No hace falta leer el sesudo Informe del Estado de la Cultura en España para comprender lo que pasa: aquí los artistas y los pequeños trabajadores de todo lo relacionado con las letras, la danza o la música, si no son funcionarios, trabajan poéticamente, porque su trabajo no es tan honrado ni sacrificado como el de un oficinista.

¿No se dan cuenta de qué espantosa suma de mediocridades, de hipocresías, de compromisos, de vulgaridad moral, de deslealtades ideológicas, que ha de estar hecha una persona para que la sociedad la juzgue honrada? Para ser verdaderamente honrada, una persona debería, como insinuó mi amigo, pasarse el día diciendo verdades, denunciando prepotencias, derribando ídolos, arrancando máscaras, pinchando globos, rehusando complicidades o aireando estafas. Debería hacer sentir hambre a un juez para que el hambre, expresión literaria, recobrase sus significado concreto, ese hambre que retuerce el estómago como un estropajo.
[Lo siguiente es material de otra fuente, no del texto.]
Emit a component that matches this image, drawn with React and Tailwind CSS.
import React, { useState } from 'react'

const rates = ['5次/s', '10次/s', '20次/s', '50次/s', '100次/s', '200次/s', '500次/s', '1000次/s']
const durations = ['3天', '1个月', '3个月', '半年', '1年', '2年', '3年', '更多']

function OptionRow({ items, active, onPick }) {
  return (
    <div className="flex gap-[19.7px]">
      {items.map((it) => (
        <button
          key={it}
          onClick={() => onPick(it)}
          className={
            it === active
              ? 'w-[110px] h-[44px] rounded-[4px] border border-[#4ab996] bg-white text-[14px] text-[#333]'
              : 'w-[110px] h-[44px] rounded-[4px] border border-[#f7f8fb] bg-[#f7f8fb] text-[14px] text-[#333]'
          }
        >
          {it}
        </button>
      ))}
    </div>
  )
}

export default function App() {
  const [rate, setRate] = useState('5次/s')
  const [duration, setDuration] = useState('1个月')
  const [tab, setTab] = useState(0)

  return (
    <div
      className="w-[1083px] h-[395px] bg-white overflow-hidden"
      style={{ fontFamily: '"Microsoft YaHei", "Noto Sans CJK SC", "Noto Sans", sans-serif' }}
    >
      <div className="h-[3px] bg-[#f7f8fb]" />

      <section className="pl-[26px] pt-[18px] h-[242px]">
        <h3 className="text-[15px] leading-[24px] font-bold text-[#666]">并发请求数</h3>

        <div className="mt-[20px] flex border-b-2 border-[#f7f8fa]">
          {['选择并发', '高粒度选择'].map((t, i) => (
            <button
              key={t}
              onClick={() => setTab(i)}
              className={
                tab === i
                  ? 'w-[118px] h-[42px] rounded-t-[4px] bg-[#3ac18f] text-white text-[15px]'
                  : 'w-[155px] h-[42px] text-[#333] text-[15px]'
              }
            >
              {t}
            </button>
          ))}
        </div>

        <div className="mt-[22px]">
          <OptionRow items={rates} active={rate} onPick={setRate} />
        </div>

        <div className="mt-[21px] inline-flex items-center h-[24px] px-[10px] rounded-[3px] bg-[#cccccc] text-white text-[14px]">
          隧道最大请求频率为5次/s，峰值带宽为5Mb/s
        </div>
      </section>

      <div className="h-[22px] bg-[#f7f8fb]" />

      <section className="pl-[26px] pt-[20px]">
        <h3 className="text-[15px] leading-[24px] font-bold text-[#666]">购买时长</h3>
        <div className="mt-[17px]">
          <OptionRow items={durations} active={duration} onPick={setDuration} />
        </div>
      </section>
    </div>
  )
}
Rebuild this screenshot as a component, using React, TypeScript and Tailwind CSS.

El arte ni se encuentra, ni deslumbra repitiendo las mismas salmodias. La economía tampoco. Ambas se hacen a partir de la necesidad, del hambre de morder fruta fresca y ácida, no comida enlatada. De abrir el corazón. De viajar con los cinco sentidos. El problema son esos economistas desconocidos, muertos en la guerra económica, que durante su vida explicaron magníficamente lo que pasaría mañana porque se habían equivocado ayer y que saborean con delectación la palabra «gratis». Y si no conseguimos nada en claro, eliminemos estas dos disciplinas de nuestras agendas políticas; que vuelvan cuando sean realmente necesarias y valoradas para ser llevadas a cabo. Cuando los economistas hayan desaparecido, habrá desaparecido la servidumbre voluntaria y la explotación humana. Reinará el arte, el tiempo elegido y la libertad. ¿Quién soñaba esto? Pues Keynes, el más grande de los economistas, ¿quién si no?